Amazon is taking the fight for low e-book prices to another level

Aug 11, 2014 07:32 GMT  ·  By

The spat between Amazon and Hachette is flaring up again and taking a turn as the ecommerce giant is inviting people to tell the book publisher that its book prices are too high.

The retailer has now published an open letter to readers and publishers in which it admonishes Hachette for refusing to agree to a new contract, painting a rather ugly picture for the publisher, making it look like it’s just a big business too set in its way to admit that asking $15 (€11.2) to $20 (€15) for an e-book is unreasonable.

Amazon compares the evolution from printed books to e-books to the transition from hard cover to paperbacks, before the World War II, when the latter cost 25 cents instead of $2.50 (€1.86). Not only, they say, did publishers believe then that paperbacks would destroy literary culture and harm the industry, but they also resisted change, much as Hachette does nowadays.

“Amazon and Hachette – a big US publisher and part of a $10 billion (€7.46 billion) media conglomerate – are in the middle of a business dispute about e-books. We want lower e-book prices. Hachette does not. Many e-books are being released at $14.99 (€11.2) and even $19.99 (€15). That is unjustifiably high for an e-book. With an e-book, there’s no printing, no over-printing, no need to forecast, no returns, no lost sales due to out of stock, no warehousing costs, no transportation costs, and there is no secondary market – e-books cannot be resold as used books. E-books can and should be less expensive,” the company writes.

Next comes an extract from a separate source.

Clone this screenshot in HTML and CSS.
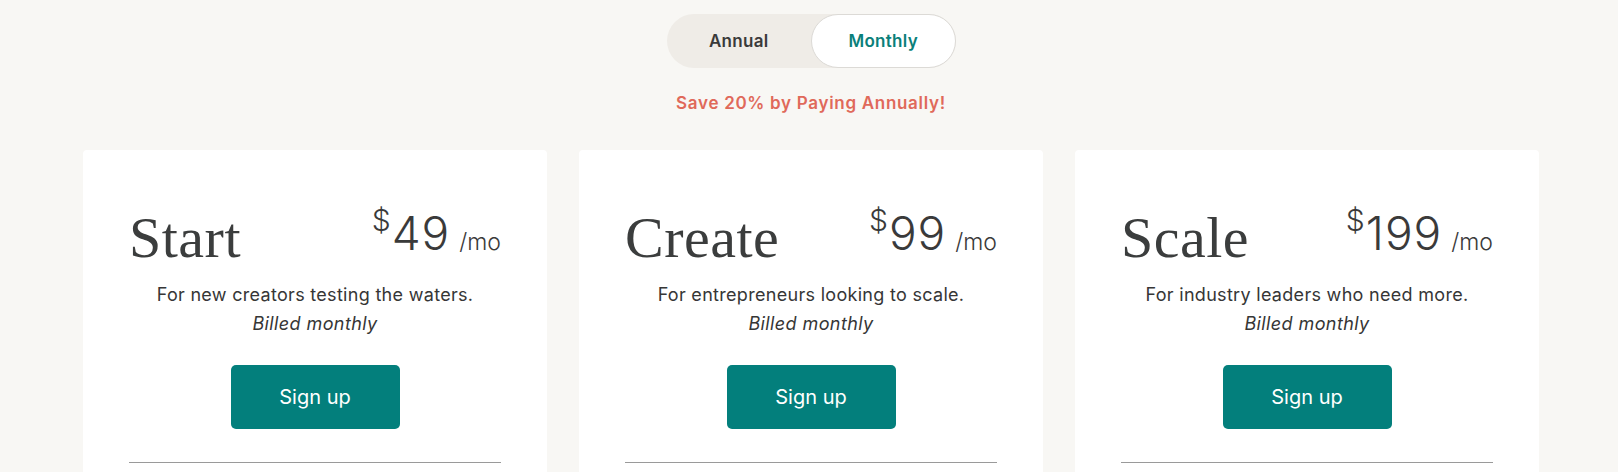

Amazon reminds readers that Hachette has been caught illegally working with its competitors to raise e-book prices for which it has already been paid $166 million (€124 million) in penalties and restitution.

Furthermore, Amazon once more explains that people are more likely to buy a $9.99 (€7.46) e-book rather than a $14.99 (€11.2) book and publishers would actually sell more copies by setting the price lower. “If customers would buy 100,000 copies of a particular e-book at $14.99 (€11.2), then customers would buy 174,000 copies of the same e-book at $9.99 (€7.46),” Amazon writes.

The giant online seller mentions a petition that was started by a group of authors and aimed at Hachette, which attracted 7,600 signatures. In the petition titled “Stop Fighting Low Prices and Fair Wages,” authors and readers support Amazon in the effort of keeping prices low.

There have been three different offers Amazon has made to Hachette so far. The first suggested that both companies make author royalties whole during the dispute, especially since it had already been three months since sales had been blocked.

Then, the company suggested that authors receive 100% of all sales of their titles until the dispute was resolved, followed by another proposal to return to normal business operations, but to share both their business revenues with a literacy charity. Hachette rejected everything.

Amazon has, however, taken a controversial step through sharing the email address of Michael Pietsch, Hachette CEO, asking readers to help them fight for reasonable e-book prices.